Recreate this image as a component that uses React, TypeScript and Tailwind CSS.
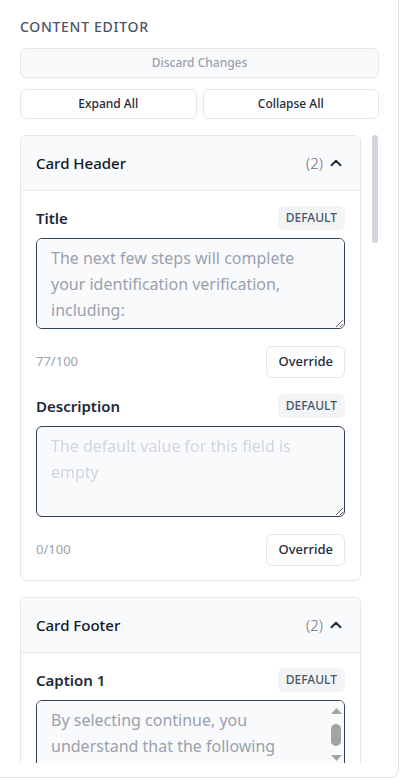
import { ChevronUp } from "lucide-react"

type Field = {
  label: string
  value: string
  muted?: boolean
  count?: string
  scroll?: boolean
}

type Section = {
  title: string
  count: number
  fields: Field[]
}

const sections: Section[] = [
  {
    title: "Card Header",
    count: 2,
    fields: [
      {
        label: "Title",
        value: "The next few steps will complete your identification verification, including:",
        count: "77/100",
      },
      {
        label: "Description",
        value: "The default value for this field is empty",
        muted: true,
        count: "0/100",
      },
    ],
  },
  {
    title: "Card Footer",
    count: 2,
    fields: [
      {
        label: "Caption 1",
        value:
          "By selecting continue, you understand that the following information will be shared with the service provider.",
        count: "112/300",
        scroll: true,
      },
    ],
  },
]

// textarea's own scrollbar (headless browser hides native ones)
function FakeScrollbar() {
  return (
    <div className="absolute top-[1px] right-[1px] flex h-[89px] w-[16px] flex-col items-center rounded-r-md bg-gray-50 pt-[7px]">
      <svg width="11" height="6" viewBox="0 0 11 6">
        <path d="M5.5 0 11 6H0z" fill="#a3a3a3" />
      </svg>
      <div className="mt-[10px] h-[22px] w-[10px] rounded-full bg-[#a3a3a3]" />
      <svg width="11" height="6" viewBox="0 0 11 6" className="mt-[9px]">
        <path d="M0 0h11L5.5 6z" fill="#a3a3a3" />
      </svg>
    </div>
  )
}

function FieldBlock({ field }: { field: Field }) {
  return (
    <div className="flex flex-col">
      <div className="flex h-6 items-center justify-between">
        <span className="text-[15px] font-semibold text-gray-800">{field.label}</span>
        <span className="flex h-6 items-center rounded-md bg-gray-100 px-2 text-[12px] font-medium uppercase text-gray-600">
          Default
        </span>
      </div>
      <div className="relative mt-2">
        <textarea
          readOnly
          value={field.value}
          className={`block h-[91px] w-full rounded-md border border-slate-700 bg-gray-50 py-[6px] pl-[14px] text-[16px] leading-[26px] outline-none ${
            field.muted ? "text-gray-300" : "text-gray-400"
          } ${field.scroll ? "pr-[30px]" : "pr-[14px]"}`}
        />
        {field.scroll && <FakeScrollbar />}
      </div>
      <div className="mt-[17px] flex items-center justify-between">
        <span className="text-[13px] text-gray-400">{field.count}</span>
        <button className="h-8 rounded-md border border-gray-200 bg-white px-[11px] text-[13px] font-medium text-gray-800">
          Override
        </button>
      </div>
    </div>
  )
}

function SectionCard({ section }: { section: Section }) {
  return (
    <div className="shrink-0 overflow-hidden rounded-md border border-gray-200 bg-white">
      <div className="flex h-[55px] items-center justify-between border-b border-gray-200 bg-gray-50 px-[15px]">
        <span className="text-[15px] font-medium text-gray-900">{section.title}</span>
        <div className="flex items-center gap-[4px]">
          <span className="text-[15px] font-light text-gray-500">({section.count})</span>
          <ChevronUp size={18} strokeWidth={2.5} className="text-gray-800" />
        </div>
      </div>
      <div className="flex flex-col gap-4 px-[15px] pt-[15px] pb-[14px]">
        {section.fields.map((f) => (
          <FieldBlock key={f.label} field={f} />
        ))}
      </div>
    </div>
  )
}

export default function App() {
  return (
    <div
      className="h-[778px] w-[399px] rounded-br-lg border-r border-b border-gray-200 bg-white pt-[17px] pr-[19px] pl-5"
      style={{ fontFamily: '"Noto Sans", "Open Sans", sans-serif' }}
    >
      <h2 className="text-sm leading-5 font-medium uppercase tracking-[0.05em] text-gray-600">Content Editor</h2>
      <button className="mt-[11px] h-[30px] w-full rounded-md border border-gray-200 bg-gray-50 text-[12px] font-medium text-gray-400">
        Discard Changes
      </button>
      <div className="mt-[11px] grid grid-cols-2 gap-[6px]">
        <button className="h-[30px] rounded-md border border-gray-200 bg-white text-[12px] font-medium text-gray-800">
          Expand All
        </button>
        <button className="h-[30px] rounded-md border border-gray-200 bg-white text-[12px] font-medium text-gray-800">
          Collapse All
        </button>
      </div>
      <div className="mt-4 flex h-[628px]">
        <div className="flex flex-1 flex-col gap-4 overflow-hidden">
          {sections.map((s) => (
            <SectionCard key={s.title} section={s} />
          ))}
        </div>
        <div className="w-[18px] pl-[11px]">
          <div className="h-[108px] w-[6px] rounded-full bg-gray-300" />
        </div>
      </div>
    </div>
  )
}
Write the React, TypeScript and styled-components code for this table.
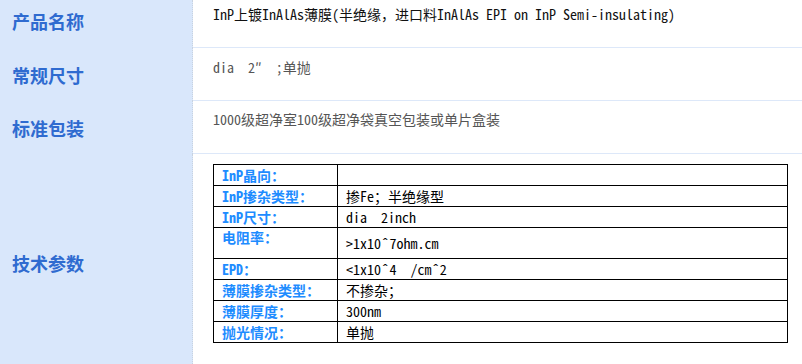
import styled, { createGlobalStyle } from 'styled-components';

const GlobalStyle = createGlobalStyle`
  html, body {
    margin: 0;
    padding: 0;
    background: #fff;
    overflow: hidden;
  }
`;

const mono = `"Noto Sans Mono CJK SC", "Noto Sans CJK SC", "Liberation Mono", monospace`;

const specs = [
  { label: 'InP晶向：', value: '' },
  { label: 'InP掺杂类型：', value: '掺Fe；半绝缘型' },
  { label: 'InP尺寸：', value: 'dia  2inch' },
  { label: '电阻率：', value: '>1x10ˆ7ohm.cm', tall: true },
  { label: 'EPD：', value: '<1x10ˆ4  /cmˆ2' },
  { label: '薄膜掺杂类型：', value: '不掺杂；' },
  { label: '薄膜厚度：', value: '300nm' },
  { label: '抛光情况：', value: '单抛' },
];

const App = () => {
  return (
    <>
      <GlobalStyle />
      <Page>
        <Row $h={48}>
          <Label $pt={9}>产品名称</Label>
          <Content $pt={4} $tone="#111">
            InP上镀InAlAs薄膜(半绝缘，进口料InAlAs EPI on InP Semi-insulating)
          </Content>
        </Row>
        <Row $h={53}>
          <Label $pt={15}>常规尺寸</Label>
          <Content $pt={9} $tone="#555">dia  2″  ;单抛</Content>
        </Row>
        <Row $h={53}>
          <Label $pt={15}>标准包装</Label>
          <Content $pt={8} $tone="#555">1000级超净室100级超净袋真空包装或单片盒装</Content>
        </Row>
        <Row $h={210} $last>
          <Label $pt={97}>技术参数</Label>
          <Content $pt={10} $tone="#000" $last>
            <SpecTable>
              <tbody>
                {specs.map((s) => (
                  <SpecRow key={s.label} $tall={s.tall}>
                    <SpecName $top={s.tall}>{s.label}</SpecName>
                    <SpecValue>{s.value}</SpecValue>
                  </SpecRow>
                ))}
              </tbody>
            </SpecTable>
          </Content>
        </Row>
      </Page>
    </>
  );
};

export default App;

const Page = styled.div`
  width: 802px;
  height: 364px;
  display: flex;
  flex-direction: column;
  background: #fff;
`;

const Row = styled.div<{ $h: number; $last?: boolean }>`
  display: grid;
  grid-template-columns: 193px 1fr;
  height: ${({ $h }) => $h}px;
  flex: ${({ $last }) => ($last ? '1 0 auto' : '0 0 auto')};
`;

const Label = styled.div<{ $pt: number }>`
  background: #d9e7fb;
  border-right: 1px dotted #c9d3e0;
  padding: ${({ $pt }) => $pt}px 0 0 12px;
  font-family: "Noto Sans CJK SC", sans-serif;
  font-weight: bold;
  font-size: 18px;
  line-height: 24px;
  color: #2f6bd0;
`;

const Content = styled.div<{ $pt: number; $tone: string; $last?: boolean }>`
  padding: ${({ $pt }) => $pt}px 0 0 20px;
  border-bottom: ${({ $last }) => ($last ? 'none' : '1px solid #dde8f9')};
  font-family: ${mono};
  font-size: 14px;
  line-height: 20px;
  color: ${({ $tone }) => $tone};
  white-space: pre;
`;

const SpecTable = styled.table`
  border-collapse: collapse;
  width: 575px;
  table-layout: fixed;
  font-family: ${mono};
  font-size: 14px;
`;

const SpecRow = styled.tr<{ $tall?: boolean }>`
  height: ${({ $tall }) => ($tall ? 31 : 21)}px;
`;

const SpecName = styled.td<{ $top?: boolean }>`
  width: 115px;
  border: 1px solid #000;
  padding: 0 0 0 8px;
  vertical-align: ${({ $top }) => ($top ? 'top' : 'middle')};
  color: #1e8cff;
  font-weight: bold;
  line-height: 19px;
`;

const SpecValue = styled.td`
  border: 1px solid #000;
  padding: 0 0 0 8px;
  color: #000;
  line-height: 19px;
`;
————
- EXERCISE INSTRUCTIONS
Repeat, word for word, the lines of the material above from the one holding "Write the React, TypeScript" through the one holding "Sans Mono CJK". Leave out pictures.

- ANSWER FOR THE TASK
Write the React, TypeScript and styled-components code for this table.
import styled, { createGlobalStyle } from 'styled-components';

const GlobalStyle = createGlobalStyle`
  html, body {
    margin: 0;
    padding: 0;
    background: #fff;
    overflow: hidden;
  }
`;

const mono = `"Noto Sans Mono CJK SC", "Noto Sans CJK SC", "Liberation Mono", monospace`;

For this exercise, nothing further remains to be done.